Assistant Chief Constable Damien Miller  of West Yorkshire Police said:

"Stop and search powers are a vital tool which officers can use to keep communities safe from criminal activity, but it is important they are used correctly and only when reasonable grounds exist.

"The latest HMICFRS PEEL inspection of West Yorkshire Police issued today on November 24 rated the force as ‘outstanding’ at treating the public with fairness and respect.

"It said the force had 'done significant work to analyse its stop and search activity, and in the overwhelming majority of cases there are reasonable grounds for that activity to take place. There is good governance in place to make sure that stop and search is scrutinised properly by senior leaders. The force can show that it treats the communities of West Yorkshire fairly when they are subject to stop and search.'

"It also noted that all the searches carried out on persons from Ethnic Minority/Minorities had reasonable grounds for being carried out

"West Yorkshire Police itself is the country’s fourth largest police force and police’s an ethnically diverse range of communities across the county.
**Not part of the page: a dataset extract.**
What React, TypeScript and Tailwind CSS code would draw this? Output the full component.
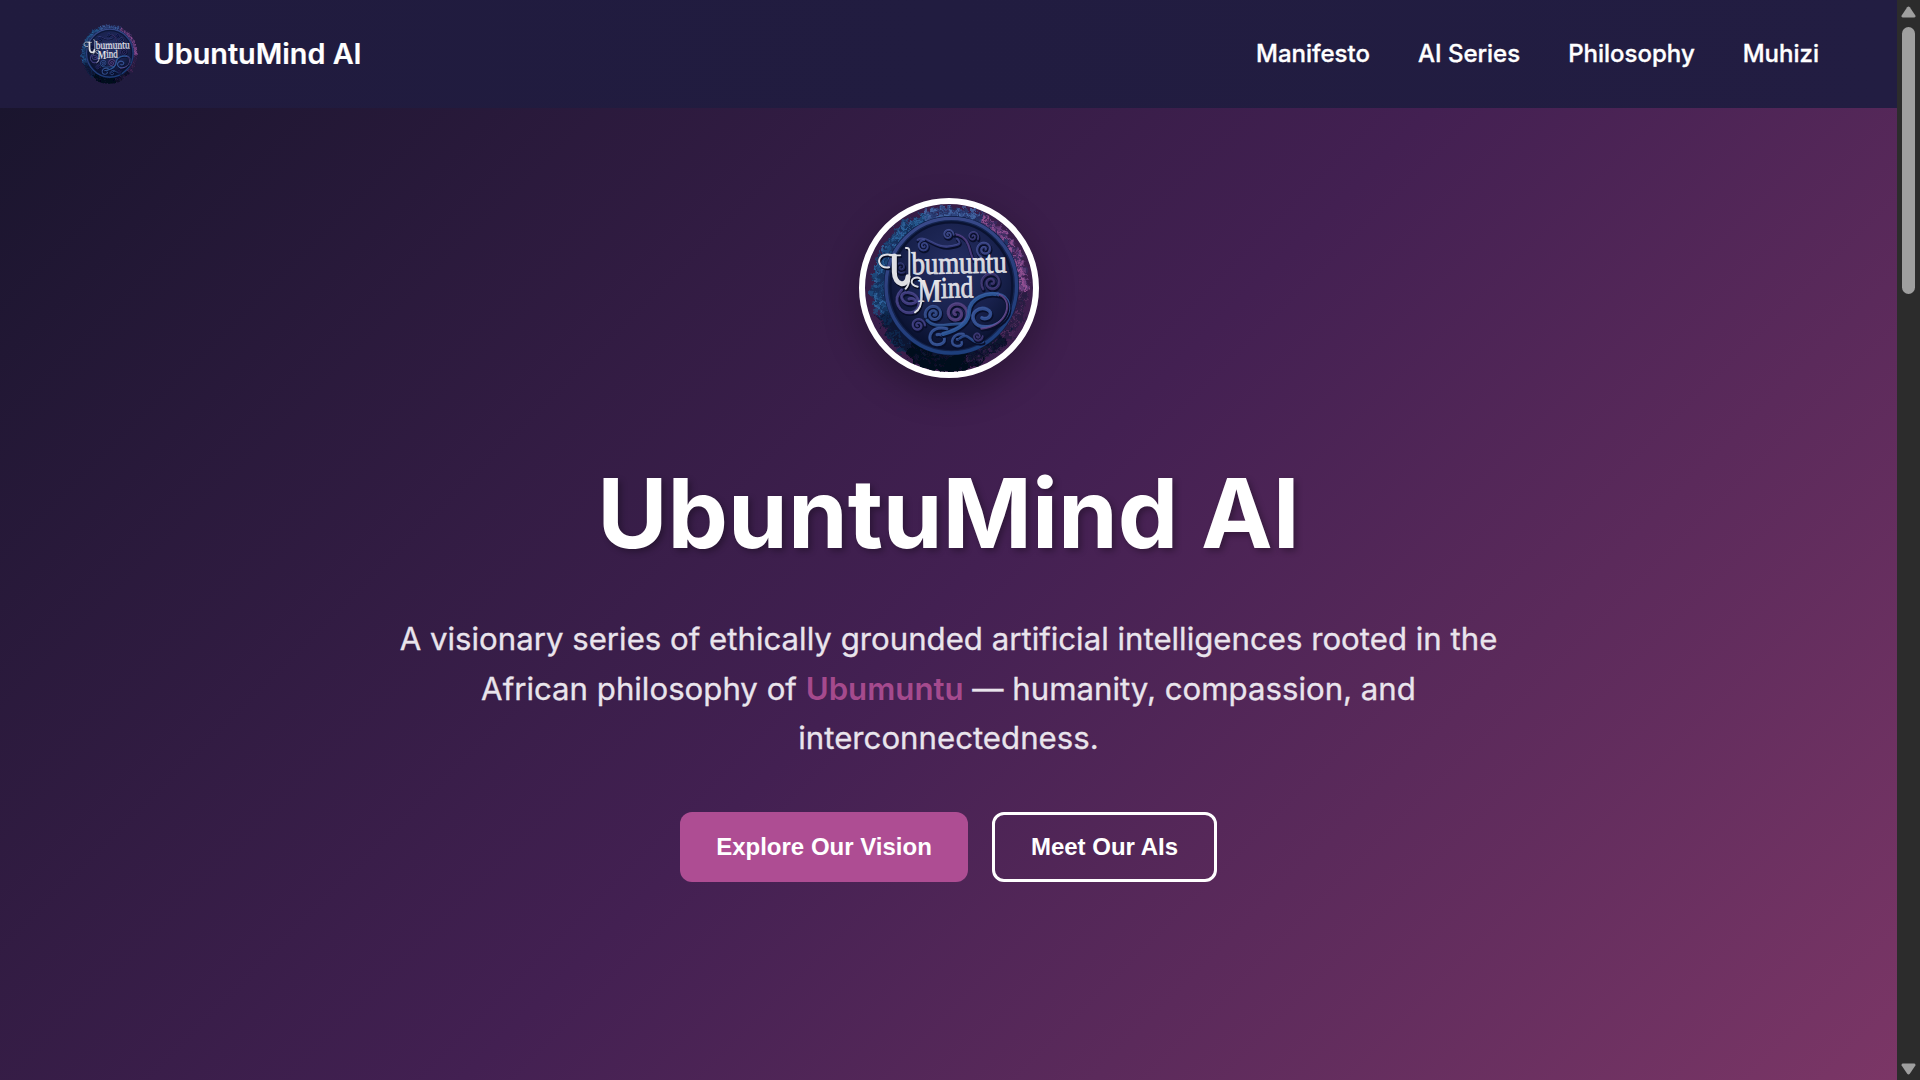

"While it is clear people from Ethnic Minorities or Minorities backgrounds are generally overrepresented in stop and search figures here as they are nationally, the disproportionality rate is significantly lower in West Yorkshire at less than half the national average.

"Police forces and senior officers continue to examine disparity in stop and search data and work directly with local communities to listen to their concerns.

"The Force has also continued to roll out unconscious bias training to all front line officers and staff.

"It remains the case that stop and search powers are subject to robust scrutiny and West Yorkshire Police was one of the first Forces to join the Home Office Best Use of Stop and Search Scheme in 2015.

"As a force we record every stop and search on body worn camera to further increase accountability and we also regularly speak with Independent Advisory Groups and Independent Scrutiny Panels, to see how we can improve the process."